For firms engaged in the highest tiers of electronic market making, arbitrage, and latency-sensitive execution, FPGA acceleration has evolved from a luxury to a necessity to maintain the cutting edge. The technology is also maturing, with cloud access and better development tools making it more approachable. Furthermore, its convergence with AI inference opens exciting new avenues for intelligent, adaptive trading at speeds previously unimaginable. The race is no longer just about having the fastest algorithm, but about having the most efficient physical implementation of that algorithm. As we look forward, the fusion of financial mathematics, data science, and electrical engineering will continue to define the winners in the high-stakes arena of modern electronic trading. The frontier of latency is now a hardware frontier.

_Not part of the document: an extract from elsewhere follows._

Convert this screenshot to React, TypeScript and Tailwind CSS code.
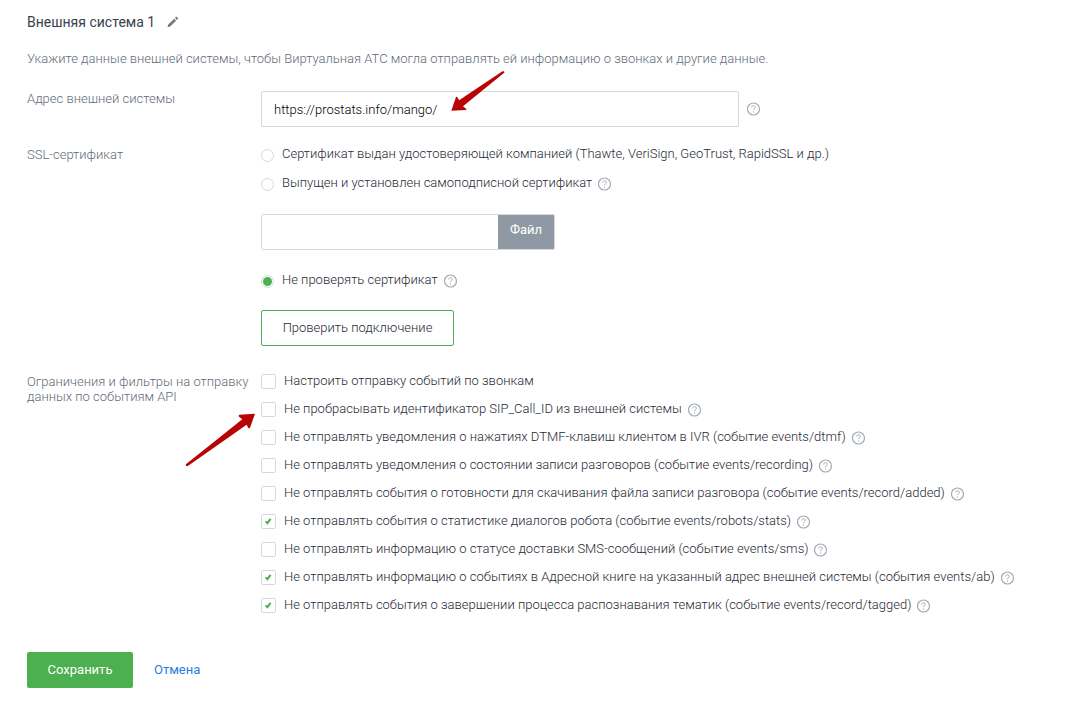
import { FormEvent, useState } from "react";

type Filter = {
  id: string;
  label: string;
  checked: boolean;
  help: boolean;
};

const initialFilters: Filter[] = [
  {
    id: "calls",
    label: "Настроить отправку событий по звонкам",
    checked: false,
    help: false,
  },
  {
    id: "sip",
    label: "Не пробрасывать идентификатор SIP_Call_ID из внешней системы",
    checked: false,
    help: true,
  },
  {
    id: "dtmf",
    label:
      "Не отправлять уведомления о нажатиях DTMF-клавиш клиентом в IVR (событие events/dtmf)",
    checked: false,
    help: true,
  },
  {
    id: "recording",
    label:
      "Не отправлять уведомления о состоянии записи разговоров (событие events/recording)",
    checked: false,
    help: true,
  },
  {
    id: "record-added",
    label:
      "Не отправлять события о готовности для скачивания файла записи разговора (событие events/record/added)",
    checked: false,
    help: true,
  },
  {
    id: "robots",
    label:
      "Не отправлять события о статистике диалогов робота (событие events/robots/stats)",
    checked: true,
    help: true,
  },
  {
    id: "sms",
    label:
      "Не отправлять информацию о статусе доставки SMS-сообщений (событие events/sms)",
    checked: false,
    help: true,
  },
  {
    id: "ab",
    label:
      "Не отправлять информацию о событиях в Адресной книге на указанный адрес внешней системы (события events/ab)",
    checked: true,
    help: true,
  },
  {
    id: "record-tagged",
    label:
      "Не отправлять события о завершении процесса распознавания тематик (событие events/record/tagged)",
    checked: true,
    help: true,
  },
];

function HelpButton() {
  return (
    <button type="button" aria-label="Справка" className="shrink-0 text-[#a3abb3]">
      <svg width="14" height="14" viewBox="0 0 14 14" fill="none" stroke="currentColor">
        <circle cx="6.5" cy="7" r="6" strokeWidth="1.2" />
        <path d="M4.7 5.5c0-1.1.8-1.8 1.8-1.8s1.8.7 1.8 1.6c0 1.3-1.8 1.5-1.8 2.9" />
        <path d="M6.5 9.4v1.2" />
      </svg>
    </button>
  );
}

type RadioRowProps = {
  value: string;
  label: string;
  selected: string;
  help?: boolean;
  onSelect: (value: string) => void;
};

function RadioRow({ value, label, selected, help, onSelect }: RadioRowProps) {
  return (
    <div className="flex h-[15px] items-end gap-1.5">
      <label className="flex items-end gap-2">
        <input
          type="radio"
          name="certificate"
          value={value}
          checked={selected === value}
          onChange={() => onSelect(value)}
          className="size-[13px] shrink-0 appearance-none rounded-full border border-[#d3d9df] bg-white bg-clip-content p-px checked:bg-[#4caf50]"
        />
        <span className="pb-0.5 leading-[13px]">{label}</span>
      </label>
      {help && <HelpButton />}
    </div>
  );
}

function FilterRow({ filter, onToggle }: { filter: Filter; onToggle: (id: string) => void }) {
  return (
    <div className="flex h-[15px] items-center gap-1.5">
      <label className="flex items-center gap-2">
        <span className="grid shrink-0">
          <input
            type="checkbox"
            checked={filter.checked}
            onChange={() => onToggle(filter.id)}
            className="peer col-start-1 row-start-1 size-[15px] appearance-none rounded-xs border border-[#d3d9df] bg-white"
          />
          <svg
            viewBox="0 0 15 15"
            className="pointer-events-none invisible col-start-1 row-start-1 size-[15px] fill-none stroke-[#4caf50] stroke-2 peer-checked:visible"
          >
            <path d="M4.6 7.4l1.8 1.8 3.2-4.4" />
          </svg>
        </span>
        <span className="pb-0.5 leading-[13px]">{filter.label}</span>
      </label>
      {filter.help && <HelpButton />}
    </div>
  );
}

export default function App() {
  const [address, setAddress] = useState("https://prostats.info/mango/");
  const [fileName, setFileName] = useState("");
  const [certificate, setCertificate] = useState("none");
  const [filters, setFilters] = useState(initialFilters);

  function toggleFilter(id: string) {
    setFilters((prev) =>
      prev.map((f) => (f.id === id ? { ...f, checked: !f.checked } : f)),
    );
  }

  function handleSubmit(event: FormEvent<HTMLFormElement>) {
    event.preventDefault();
  }

  return (
    <main className="min-h-screen bg-white px-[27px] pt-3 pb-9 font-['Roboto',sans-serif] text-[13px] font-light text-[#1f2a35]">
      <form onSubmit={handleSubmit}>
        <div className="flex h-5 items-center gap-3">
          <h1 className="text-sm font-normal text-[#37424d]">Внешняя система 1</h1>
          <button type="button" aria-label="Переименовать" className="text-[#727d88]">
            <svg width="12" height="12" viewBox="0 0 12 12" fill="currentColor">
              <path d="M.5 11.3l.7-2.9 5.9-5.7 2 2-5.9 5.8zM7.9 1.9l.9-.9q.7-.6 1.3 0l.7.7q.6.6 0 1.3l-.9.9z" />
            </svg>
          </button>
        </div>

        <p className="mt-[17px] leading-5 text-[#5f6b78]">
          Укажите данные внешней системы, чтобы Виртуальная АТС могла отправлять
          ей информацию о звонках и другие данные.
        </p>

        <div className="mt-[22px] grid grid-cols-[234px_1fr]">
          <label htmlFor="address" className="leading-[15px] text-[#5f6b78]">
            Адрес внешней системы
          </label>
          <div className="relative flex items-center gap-2">
            <input
              id="address"
              type="text"
              value={address}
              onChange={(e) => setAddress(e.target.value)}
              className="h-9 w-full max-w-[478px] rounded-xs border border-[#d3d9df] px-3 text-black outline-none"
            />
            <HelpButton />
            <svg
              width="56"
              height="42"
              viewBox="0 0 56 42"
              className="pointer-events-none absolute -top-5 left-[189px] fill-[#b80404]"
            >
              <path d="M1.3 39.7 6 26q.8-.7 1.3 0l1.8 3.2L52.5.3q1.8-.5 2 1.2L13 35.3l3.3 2.6q.3.9-.6 1z" />
            </svg>
          </div>
        </div>

        <div className="mt-5 grid grid-cols-[234px_1fr]">
          <div className="leading-[15px] text-[#5f6b78]">SSL-сертификат</div>
          <div className="flex flex-col items-start">
            <div className="flex flex-col gap-3.5">
              <RadioRow
                value="company"
                label="Сертификат выдан удостоверяющей компанией (Thawte, VeriSign, GeoTrust, RapidSSL и др.)"
                selected={certificate}
                onSelect={setCertificate}
              />
              <RadioRow
                value="self"
                label="Выпущен и установлен самоподписной сертификат"
                help
                selected={certificate}
                onSelect={setCertificate}
              />
            </div>
            <div className="my-[23px] flex h-9 overflow-hidden rounded-xs border border-[#d3d9df]">
              <input
                type="text"
                aria-label="Файл сертификата"
                value={fileName}
                onChange={(e) => setFileName(e.target.value)}
                className="w-[236px] px-3 outline-none"
              />
              <button
                type="button"
                className="w-14 bg-[#8f99a3] pb-1 font-normal text-white"
              >
                Файл
              </button>
            </div>
            <RadioRow
              value="none"
              label="Не проверять сертификат"
              help
              selected={certificate}
              onSelect={setCertificate}
            />
            <button
              type="button"
              className="mt-[22px] h-9 w-[193px] rounded-xs border border-[#4caf50]"
            >
              Проверить подключение
            </button>
          </div>
        </div>

        <div className="mt-7 grid grid-cols-[234px_1fr]">
          <div className="leading-[15px] text-[#5f6b78]">
            Ограничения и фильтры на отправку данных по событиям API
          </div>
          <div className="relative flex flex-col gap-[13px]">
            {filters.map((filter) => (
              <FilterRow key={filter.id} filter={filter} onToggle={toggleFilter} />
            ))}
            <svg
              width="71"
              height="54"
              viewBox="0 0 71 54"
              className="pointer-events-none absolute top-[39px] -left-[76px] fill-[#b80404]"
            >
              <path d="M70 .8 65 14.8q-.7 1-1.6.2l-1.8-3.2L2.5 53.2Q.7 53.4.6 51.5L57.3 6.3l-3.6-2.8q-.2-1.6.8-1.7z" />
            </svg>
          </div>
        </div>

        <div className="mt-[39px] flex items-center gap-[21px]">
          <button
            type="submit"
            className="h-9 w-[106px] rounded-xs bg-[#4caf50] font-normal text-white"
          >
            Сохранить
          </button>
          <a href="#" className="font-normal text-[#2a7de1]">
            Отмена
          </a>
        </div>
      </form>
    </main>
  );
}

DONGZHOU LIMITED's Perspective: At DONGZHOU LIMITED, our work at the nexus of financial data strategy and AI development gives us a unique vantage point on FPGA acceleration. We view it not merely as a latency play, but as a foundational component for achieving deterministic data fidelity. In an era where AI models are only as good as their training and inference data, the clean, jitter-free, and precisely timestamped market data stream produced by an FPGA feed handler is of immense value. It elevates the quality of our entire analytical pipeline. While we acknowledge the development overhead, we see the strategic imperative. Our approach is pragmatic: identify the specific, bottlenecked components of a trading or data processing pipeline where hardware acceleration yields the highest return—be it market data decoding, risk checks, or AI inference for ultra-high-frequency signals. We are investing in building hybrid competency teams that understand both the quantitative finance and the hardware design domains. For us, the future lies in co-designed systems, where algorithms are conceived from the start with their optimal hardware realization in mind, whether on FPGA, GPU, or next-generation compute fabrics. This hardware-aware algorithmic thinking is, we believe, the next critical competitive differentiation in systematic finance.